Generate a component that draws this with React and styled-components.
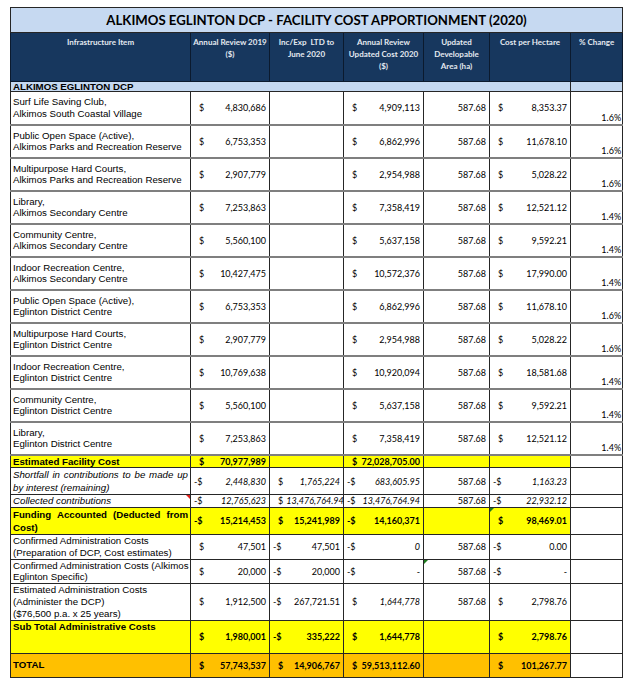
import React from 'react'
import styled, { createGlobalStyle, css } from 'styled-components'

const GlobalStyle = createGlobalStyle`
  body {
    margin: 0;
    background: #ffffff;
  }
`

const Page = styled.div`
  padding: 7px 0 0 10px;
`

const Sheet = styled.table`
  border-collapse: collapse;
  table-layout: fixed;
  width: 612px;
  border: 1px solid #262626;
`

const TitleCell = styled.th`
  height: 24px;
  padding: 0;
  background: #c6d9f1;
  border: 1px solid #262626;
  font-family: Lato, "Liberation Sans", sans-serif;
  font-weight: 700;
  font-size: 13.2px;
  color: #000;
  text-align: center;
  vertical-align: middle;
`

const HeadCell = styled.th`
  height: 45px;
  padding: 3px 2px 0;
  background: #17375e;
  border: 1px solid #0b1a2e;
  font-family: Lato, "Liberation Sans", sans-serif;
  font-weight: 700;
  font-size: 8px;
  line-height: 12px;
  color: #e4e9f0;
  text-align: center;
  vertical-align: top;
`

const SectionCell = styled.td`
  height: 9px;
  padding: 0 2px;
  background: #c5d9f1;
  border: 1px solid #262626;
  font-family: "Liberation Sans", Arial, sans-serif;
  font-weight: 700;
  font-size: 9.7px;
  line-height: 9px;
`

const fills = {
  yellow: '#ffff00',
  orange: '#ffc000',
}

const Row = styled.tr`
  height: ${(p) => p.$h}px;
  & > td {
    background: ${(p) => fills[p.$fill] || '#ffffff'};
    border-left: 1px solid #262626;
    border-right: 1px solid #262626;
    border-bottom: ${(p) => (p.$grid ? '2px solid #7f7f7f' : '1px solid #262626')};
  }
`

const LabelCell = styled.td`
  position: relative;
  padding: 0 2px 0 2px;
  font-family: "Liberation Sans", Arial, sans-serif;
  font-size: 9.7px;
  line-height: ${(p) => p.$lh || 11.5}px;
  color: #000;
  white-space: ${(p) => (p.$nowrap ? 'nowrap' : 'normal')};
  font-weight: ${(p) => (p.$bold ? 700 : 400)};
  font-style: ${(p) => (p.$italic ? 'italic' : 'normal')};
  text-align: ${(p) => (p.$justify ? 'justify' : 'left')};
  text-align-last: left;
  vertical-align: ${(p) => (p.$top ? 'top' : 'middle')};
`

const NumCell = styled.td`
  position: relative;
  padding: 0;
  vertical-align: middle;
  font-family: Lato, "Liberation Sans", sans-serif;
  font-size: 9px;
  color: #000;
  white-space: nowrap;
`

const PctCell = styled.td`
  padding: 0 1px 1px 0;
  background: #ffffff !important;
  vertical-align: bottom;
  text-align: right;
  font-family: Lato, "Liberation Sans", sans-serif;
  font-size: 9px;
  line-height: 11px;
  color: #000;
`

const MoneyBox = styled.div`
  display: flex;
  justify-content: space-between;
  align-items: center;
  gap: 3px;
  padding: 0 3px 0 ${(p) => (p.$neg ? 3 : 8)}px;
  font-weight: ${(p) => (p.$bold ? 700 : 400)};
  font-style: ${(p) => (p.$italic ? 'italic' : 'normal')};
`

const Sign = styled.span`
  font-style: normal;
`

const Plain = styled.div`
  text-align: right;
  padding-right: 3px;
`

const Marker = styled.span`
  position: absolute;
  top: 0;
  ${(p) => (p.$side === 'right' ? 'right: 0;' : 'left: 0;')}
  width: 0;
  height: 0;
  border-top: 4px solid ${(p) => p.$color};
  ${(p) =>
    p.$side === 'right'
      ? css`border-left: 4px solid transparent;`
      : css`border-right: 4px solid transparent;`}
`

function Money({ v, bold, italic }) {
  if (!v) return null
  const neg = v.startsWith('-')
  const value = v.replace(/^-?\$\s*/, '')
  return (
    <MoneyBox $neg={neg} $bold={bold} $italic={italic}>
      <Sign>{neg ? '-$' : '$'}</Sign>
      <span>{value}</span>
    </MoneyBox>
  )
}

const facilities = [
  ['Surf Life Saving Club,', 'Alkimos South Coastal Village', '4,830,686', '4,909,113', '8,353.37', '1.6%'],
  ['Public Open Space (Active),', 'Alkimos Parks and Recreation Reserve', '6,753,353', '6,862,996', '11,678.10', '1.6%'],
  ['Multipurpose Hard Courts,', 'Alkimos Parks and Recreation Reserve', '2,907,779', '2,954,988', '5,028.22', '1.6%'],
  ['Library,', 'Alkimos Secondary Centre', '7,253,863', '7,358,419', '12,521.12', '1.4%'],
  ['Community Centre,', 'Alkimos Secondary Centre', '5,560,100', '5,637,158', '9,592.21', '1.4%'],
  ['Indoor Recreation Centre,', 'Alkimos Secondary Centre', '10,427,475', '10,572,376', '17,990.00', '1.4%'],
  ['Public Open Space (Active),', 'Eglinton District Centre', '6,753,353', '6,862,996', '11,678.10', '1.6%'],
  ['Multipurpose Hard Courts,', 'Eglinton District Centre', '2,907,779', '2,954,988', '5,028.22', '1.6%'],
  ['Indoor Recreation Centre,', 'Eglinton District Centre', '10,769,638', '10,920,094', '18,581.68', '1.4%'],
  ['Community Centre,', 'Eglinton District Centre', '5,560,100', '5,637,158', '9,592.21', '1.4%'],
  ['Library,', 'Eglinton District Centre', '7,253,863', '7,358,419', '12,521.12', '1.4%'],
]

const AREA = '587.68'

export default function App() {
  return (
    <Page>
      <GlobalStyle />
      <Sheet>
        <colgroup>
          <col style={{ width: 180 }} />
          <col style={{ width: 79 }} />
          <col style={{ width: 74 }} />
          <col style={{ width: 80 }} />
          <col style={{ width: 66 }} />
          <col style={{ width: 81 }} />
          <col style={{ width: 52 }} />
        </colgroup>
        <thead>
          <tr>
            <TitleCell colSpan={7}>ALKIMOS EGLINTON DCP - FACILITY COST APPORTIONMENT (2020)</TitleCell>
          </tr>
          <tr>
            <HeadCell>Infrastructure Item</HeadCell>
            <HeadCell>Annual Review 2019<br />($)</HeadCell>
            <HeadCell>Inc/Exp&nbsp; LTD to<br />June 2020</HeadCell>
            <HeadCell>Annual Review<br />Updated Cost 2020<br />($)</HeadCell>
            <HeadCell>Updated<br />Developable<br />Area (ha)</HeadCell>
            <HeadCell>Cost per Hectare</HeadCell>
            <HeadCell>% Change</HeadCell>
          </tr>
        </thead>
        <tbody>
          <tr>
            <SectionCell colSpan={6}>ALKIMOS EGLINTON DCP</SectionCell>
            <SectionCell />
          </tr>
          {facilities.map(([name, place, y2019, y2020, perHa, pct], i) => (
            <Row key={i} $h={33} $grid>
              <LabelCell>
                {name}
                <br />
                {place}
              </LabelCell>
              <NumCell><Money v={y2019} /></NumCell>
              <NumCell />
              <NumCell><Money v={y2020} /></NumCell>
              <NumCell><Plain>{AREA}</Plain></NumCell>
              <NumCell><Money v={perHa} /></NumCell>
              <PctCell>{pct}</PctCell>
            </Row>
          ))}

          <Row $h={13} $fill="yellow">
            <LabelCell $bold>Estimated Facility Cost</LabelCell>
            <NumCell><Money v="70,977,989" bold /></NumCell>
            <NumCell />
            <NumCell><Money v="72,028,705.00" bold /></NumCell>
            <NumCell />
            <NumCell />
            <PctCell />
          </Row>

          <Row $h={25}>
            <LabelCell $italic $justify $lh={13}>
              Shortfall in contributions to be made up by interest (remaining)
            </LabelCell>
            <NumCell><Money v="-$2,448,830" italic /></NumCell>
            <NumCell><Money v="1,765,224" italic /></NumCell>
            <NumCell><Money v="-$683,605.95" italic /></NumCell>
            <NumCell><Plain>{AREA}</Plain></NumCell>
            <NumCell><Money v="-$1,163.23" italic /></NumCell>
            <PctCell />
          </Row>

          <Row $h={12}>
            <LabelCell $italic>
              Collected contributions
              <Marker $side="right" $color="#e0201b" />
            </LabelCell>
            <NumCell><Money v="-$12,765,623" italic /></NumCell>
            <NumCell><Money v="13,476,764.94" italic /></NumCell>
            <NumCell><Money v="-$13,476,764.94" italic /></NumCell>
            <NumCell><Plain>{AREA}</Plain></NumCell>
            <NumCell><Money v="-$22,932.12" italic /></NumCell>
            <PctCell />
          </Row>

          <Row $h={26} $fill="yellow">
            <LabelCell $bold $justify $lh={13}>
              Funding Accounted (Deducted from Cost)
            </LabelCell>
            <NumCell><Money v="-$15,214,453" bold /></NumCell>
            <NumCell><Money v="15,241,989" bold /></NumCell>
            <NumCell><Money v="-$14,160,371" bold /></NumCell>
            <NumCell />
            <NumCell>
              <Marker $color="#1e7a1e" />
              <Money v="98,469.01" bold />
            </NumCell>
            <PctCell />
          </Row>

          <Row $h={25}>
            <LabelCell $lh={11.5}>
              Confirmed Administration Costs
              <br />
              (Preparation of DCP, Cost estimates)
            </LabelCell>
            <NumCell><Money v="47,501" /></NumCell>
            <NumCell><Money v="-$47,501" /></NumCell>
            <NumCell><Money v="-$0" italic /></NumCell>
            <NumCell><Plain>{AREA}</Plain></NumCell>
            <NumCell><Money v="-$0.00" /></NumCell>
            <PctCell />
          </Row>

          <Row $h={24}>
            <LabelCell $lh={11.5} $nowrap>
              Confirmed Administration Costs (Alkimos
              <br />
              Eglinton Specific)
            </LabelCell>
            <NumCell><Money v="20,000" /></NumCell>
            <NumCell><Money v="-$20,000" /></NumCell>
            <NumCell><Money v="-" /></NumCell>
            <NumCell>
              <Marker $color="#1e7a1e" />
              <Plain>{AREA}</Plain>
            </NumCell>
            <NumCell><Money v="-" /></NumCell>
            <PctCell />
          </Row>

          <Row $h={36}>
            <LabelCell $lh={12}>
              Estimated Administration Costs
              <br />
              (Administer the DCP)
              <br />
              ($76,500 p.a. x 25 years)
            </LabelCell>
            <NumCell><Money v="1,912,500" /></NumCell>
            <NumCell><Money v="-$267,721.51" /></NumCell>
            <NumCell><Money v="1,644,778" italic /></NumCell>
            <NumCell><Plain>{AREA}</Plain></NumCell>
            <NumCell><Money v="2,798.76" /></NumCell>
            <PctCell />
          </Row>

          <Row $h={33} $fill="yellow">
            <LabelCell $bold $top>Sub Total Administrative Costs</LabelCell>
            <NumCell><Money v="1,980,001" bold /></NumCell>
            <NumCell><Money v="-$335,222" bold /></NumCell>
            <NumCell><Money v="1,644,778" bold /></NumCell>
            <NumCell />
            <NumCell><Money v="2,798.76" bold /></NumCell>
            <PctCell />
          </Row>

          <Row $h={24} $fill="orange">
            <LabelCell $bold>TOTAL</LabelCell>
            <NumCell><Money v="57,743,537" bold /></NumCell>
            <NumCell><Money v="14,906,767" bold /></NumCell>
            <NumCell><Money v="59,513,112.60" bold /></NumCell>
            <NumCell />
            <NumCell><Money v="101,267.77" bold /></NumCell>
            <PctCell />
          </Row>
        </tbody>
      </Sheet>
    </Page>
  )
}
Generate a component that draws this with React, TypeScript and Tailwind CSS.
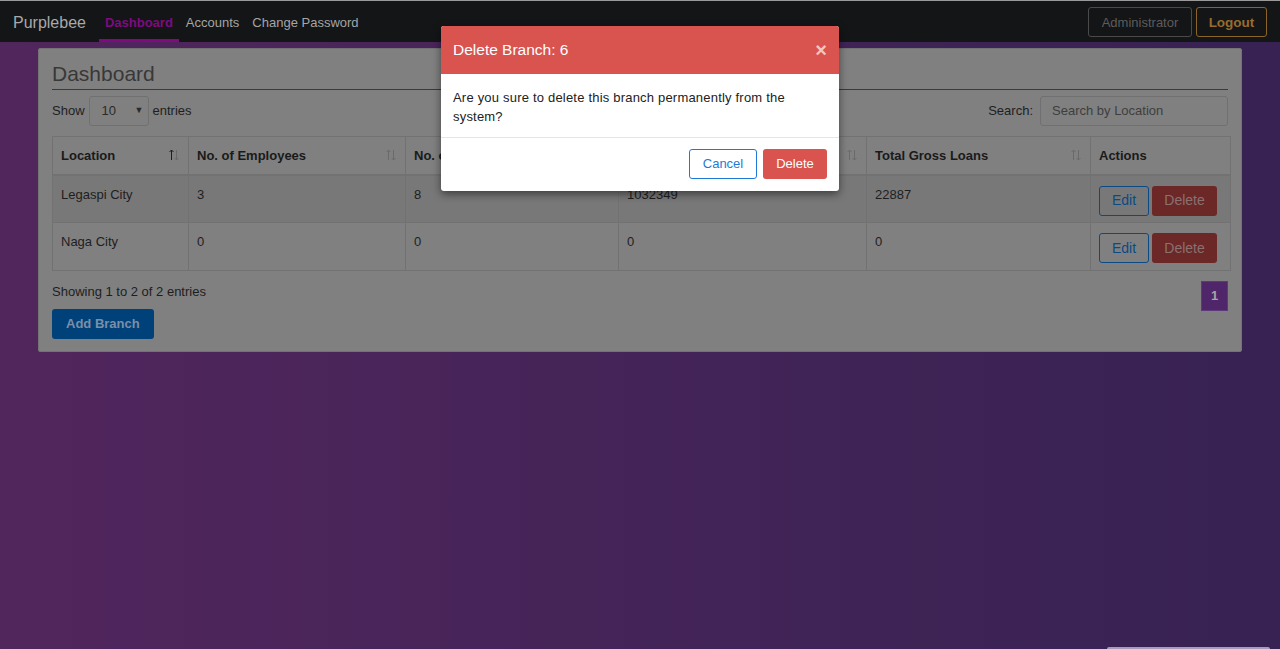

- - - - -

**Exercise requirements:**
Tally up how many lines in the preceding listing contain the word "components". Give nothing but the number.

**Written answer:**
2